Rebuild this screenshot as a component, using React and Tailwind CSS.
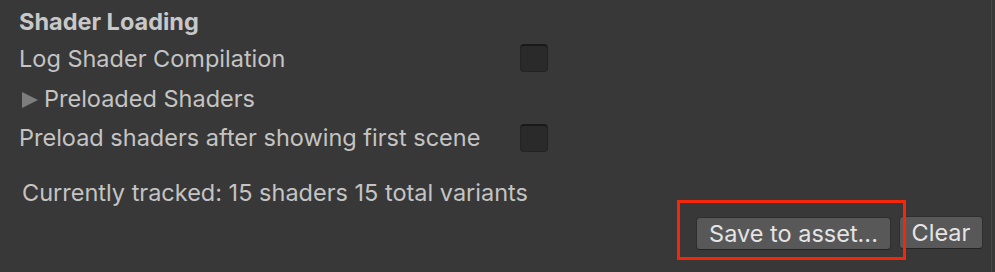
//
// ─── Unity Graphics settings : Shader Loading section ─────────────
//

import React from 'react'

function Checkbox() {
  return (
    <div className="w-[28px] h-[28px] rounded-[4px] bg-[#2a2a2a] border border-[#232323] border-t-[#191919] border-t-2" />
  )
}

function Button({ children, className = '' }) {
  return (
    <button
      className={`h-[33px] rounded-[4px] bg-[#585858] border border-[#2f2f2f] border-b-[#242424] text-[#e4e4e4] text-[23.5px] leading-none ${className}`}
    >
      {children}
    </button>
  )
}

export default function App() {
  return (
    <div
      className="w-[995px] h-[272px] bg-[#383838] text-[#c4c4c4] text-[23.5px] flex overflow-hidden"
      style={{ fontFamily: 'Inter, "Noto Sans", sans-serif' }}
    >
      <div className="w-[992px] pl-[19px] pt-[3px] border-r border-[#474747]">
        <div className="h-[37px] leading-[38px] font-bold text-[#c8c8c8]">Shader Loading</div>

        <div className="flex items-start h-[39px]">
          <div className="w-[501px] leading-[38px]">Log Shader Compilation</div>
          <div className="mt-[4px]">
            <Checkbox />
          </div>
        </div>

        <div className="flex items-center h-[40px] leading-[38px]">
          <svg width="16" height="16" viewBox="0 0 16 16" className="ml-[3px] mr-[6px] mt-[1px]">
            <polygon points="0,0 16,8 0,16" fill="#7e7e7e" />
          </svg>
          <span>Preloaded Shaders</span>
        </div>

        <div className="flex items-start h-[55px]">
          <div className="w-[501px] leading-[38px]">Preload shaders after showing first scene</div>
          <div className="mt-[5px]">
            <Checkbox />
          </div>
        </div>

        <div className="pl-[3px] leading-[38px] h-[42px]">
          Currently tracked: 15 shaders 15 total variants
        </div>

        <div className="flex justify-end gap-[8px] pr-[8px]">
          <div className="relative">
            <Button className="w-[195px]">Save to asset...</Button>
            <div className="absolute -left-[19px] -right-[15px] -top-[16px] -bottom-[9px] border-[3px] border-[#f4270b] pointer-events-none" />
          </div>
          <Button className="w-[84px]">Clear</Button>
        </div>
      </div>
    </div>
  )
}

**Task brief:** Set down the material exactly, every line of it, except for the pictures.

**Solution to this exercise:**
Rebuild this screenshot as a component, using React and Tailwind CSS.
//
// ─── Unity Graphics settings : Shader Loading section ─────────────
//

import React from 'react'

function Checkbox() {
  return (
    <div className="w-[28px] h-[28px] rounded-[4px] bg-[#2a2a2a] border border-[#232323] border-t-[#191919] border-t-2" />
  )
}

function Button({ children, className = '' }) {
  return (
    <button
      className={`h-[33px] rounded-[4px] bg-[#585858] border border-[#2f2f2f] border-b-[#242424] text-[#e4e4e4] text-[23.5px] leading-none ${className}`}
    >
      {children}
    </button>
  )
}

export default function App() {
  return (
    <div
      className="w-[995px] h-[272px] bg-[#383838] text-[#c4c4c4] text-[23.5px] flex overflow-hidden"
      style={{ fontFamily: 'Inter, "Noto Sans", sans-serif' }}
    >
      <div className="w-[992px] pl-[19px] pt-[3px] border-r border-[#474747]">
        <div className="h-[37px] leading-[38px] font-bold text-[#c8c8c8]">Shader Loading</div>

        <div className="flex items-start h-[39px]">
          <div className="w-[501px] leading-[38px]">Log Shader Compilation</div>
          <div className="mt-[4px]">
            <Checkbox />
          </div>
        </div>

        <div className="flex items-center h-[40px] leading-[38px]">
          <svg width="16" height="16" viewBox="0 0 16 16" className="ml-[3px] mr-[6px] mt-[1px]">
            <polygon points="0,0 16,8 0,16" fill="#7e7e7e" />
          </svg>
          <span>Preloaded Shaders</span>
        </div>

        <div className="flex items-start h-[55px]">
          <div className="w-[501px] leading-[38px]">Preload shaders after showing first scene</div>
          <div className="mt-[5px]">
            <Checkbox />
          </div>
        </div>

        <div className="pl-[3px] leading-[38px] h-[42px]">
          Currently tracked: 15 shaders 15 total variants
        </div>

        <div className="flex justify-end gap-[8px] pr-[8px]">
          <div className="relative">
            <Button className="w-[195px]">Save to asset...</Button>
            <div className="absolute -left-[19px] -right-[15px] -top-[16px] -bottom-[9px] border-[3px] border-[#f4270b] pointer-events-none" />
          </div>
          <Button className="w-[84px]">Clear</Button>
        </div>
      </div>
    </div>
  )
}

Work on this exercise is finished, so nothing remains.